- **A block of data**:

+ + +

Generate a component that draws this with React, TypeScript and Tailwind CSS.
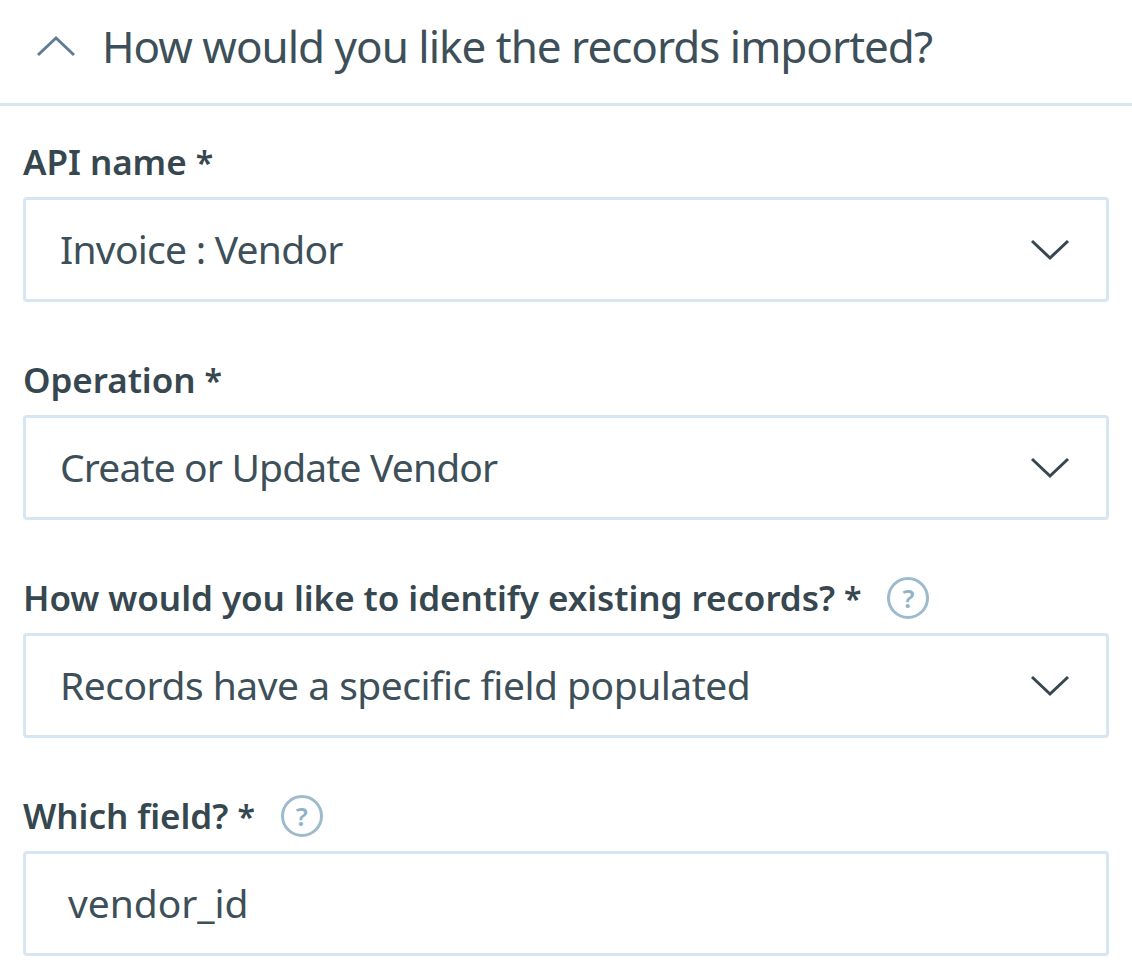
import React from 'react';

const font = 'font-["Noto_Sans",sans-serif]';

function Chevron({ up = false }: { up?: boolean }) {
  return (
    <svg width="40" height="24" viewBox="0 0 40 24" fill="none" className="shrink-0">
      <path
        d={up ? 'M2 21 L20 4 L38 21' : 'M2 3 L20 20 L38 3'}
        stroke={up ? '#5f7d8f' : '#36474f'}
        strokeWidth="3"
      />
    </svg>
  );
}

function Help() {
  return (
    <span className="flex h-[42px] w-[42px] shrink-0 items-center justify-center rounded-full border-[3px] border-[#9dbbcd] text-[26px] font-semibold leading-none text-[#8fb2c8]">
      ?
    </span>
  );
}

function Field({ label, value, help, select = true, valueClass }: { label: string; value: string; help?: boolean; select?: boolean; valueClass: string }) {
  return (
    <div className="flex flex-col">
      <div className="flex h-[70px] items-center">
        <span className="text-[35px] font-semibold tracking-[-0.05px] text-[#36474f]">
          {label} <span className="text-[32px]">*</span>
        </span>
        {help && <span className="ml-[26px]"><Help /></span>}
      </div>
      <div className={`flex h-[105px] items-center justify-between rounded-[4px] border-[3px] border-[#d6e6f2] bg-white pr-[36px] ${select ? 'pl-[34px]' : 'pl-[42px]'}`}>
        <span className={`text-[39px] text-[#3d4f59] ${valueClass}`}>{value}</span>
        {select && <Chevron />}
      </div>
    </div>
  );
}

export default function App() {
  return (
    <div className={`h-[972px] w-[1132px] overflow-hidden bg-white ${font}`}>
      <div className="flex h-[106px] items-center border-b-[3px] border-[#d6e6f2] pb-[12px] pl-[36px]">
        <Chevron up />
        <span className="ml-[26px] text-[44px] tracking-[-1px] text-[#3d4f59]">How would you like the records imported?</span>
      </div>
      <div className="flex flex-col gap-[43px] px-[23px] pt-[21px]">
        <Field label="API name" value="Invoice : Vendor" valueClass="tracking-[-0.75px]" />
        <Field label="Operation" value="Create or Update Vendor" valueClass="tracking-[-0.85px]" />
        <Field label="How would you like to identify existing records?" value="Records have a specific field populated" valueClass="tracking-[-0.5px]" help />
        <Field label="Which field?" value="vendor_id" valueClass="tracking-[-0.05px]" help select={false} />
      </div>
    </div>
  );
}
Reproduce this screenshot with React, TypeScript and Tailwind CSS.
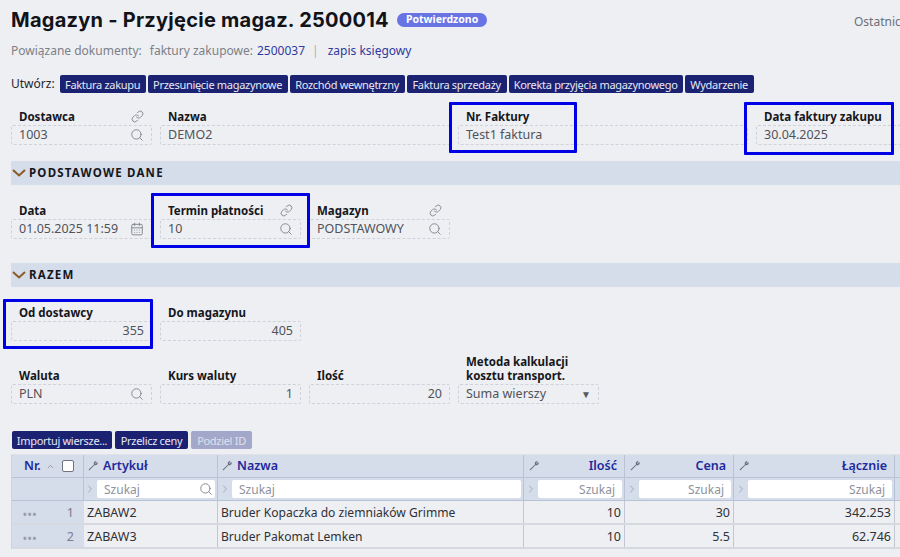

+ + +

- **Written exercise**: Transcribe every entry word for word, but skip the pictures.

- **Complete response**:
Generate a component that draws this with React, TypeScript and Tailwind CSS.
import React from 'react';

const font = 'font-["Noto_Sans",sans-serif]';

function Chevron({ up = false }: { up?: boolean }) {
  return (
    <svg width="40" height="24" viewBox="0 0 40 24" fill="none" className="shrink-0">
      <path
        d={up ? 'M2 21 L20 4 L38 21' : 'M2 3 L20 20 L38 3'}
        stroke={up ? '#5f7d8f' : '#36474f'}
        strokeWidth="3"
      />
    </svg>
  );
}

function Help() {
  return (
    <span className="flex h-[42px] w-[42px] shrink-0 items-center justify-center rounded-full border-[3px] border-[#9dbbcd] text-[26px] font-semibold leading-none text-[#8fb2c8]">
      ?
    </span>
  );
}

function Field({ label, value, help, select = true, valueClass }: { label: string; value: string; help?: boolean; select?: boolean; valueClass: string }) {
  return (
    <div className="flex flex-col">
      <div className="flex h-[70px] items-center">
        <span className="text-[35px] font-semibold tracking-[-0.05px] text-[#36474f]">
          {label} <span className="text-[32px]">*</span>
        </span>
        {help && <span className="ml-[26px]"><Help /></span>}
      </div>
      <div className={`flex h-[105px] items-center justify-between rounded-[4px] border-[3px] border-[#d6e6f2] bg-white pr-[36px] ${select ? 'pl-[34px]' : 'pl-[42px]'}`}>
        <span className={`text-[39px] text-[#3d4f59] ${valueClass}`}>{value}</span>
        {select && <Chevron />}
      </div>
    </div>
  );
}

export default function App() {
  return (
    <div className={`h-[972px] w-[1132px] overflow-hidden bg-white ${font}`}>
      <div className="flex h-[106px] items-center border-b-[3px] border-[#d6e6f2] pb-[12px] pl-[36px]">
        <Chevron up />
        <span className="ml-[26px] text-[44px] tracking-[-1px] text-[#3d4f59]">How would you like the records imported?</span>
      </div>
      <div className="flex flex-col gap-[43px] px-[23px] pt-[21px]">
        <Field label="API name" value="Invoice : Vendor" valueClass="tracking-[-0.75px]" />
        <Field label="Operation" value="Create or Update Vendor" valueClass="tracking-[-0.85px]" />
        <Field label="How would you like to identify existing records?" value="Records have a specific field populated" valueClass="tracking-[-0.5px]" help />
        <Field label="Which field?" value="vendor_id" valueClass="tracking-[-0.05px]" help select={false} />
      </div>
    </div>
  );
}
Reproduce this screenshot with React, TypeScript and Tailwind CSS.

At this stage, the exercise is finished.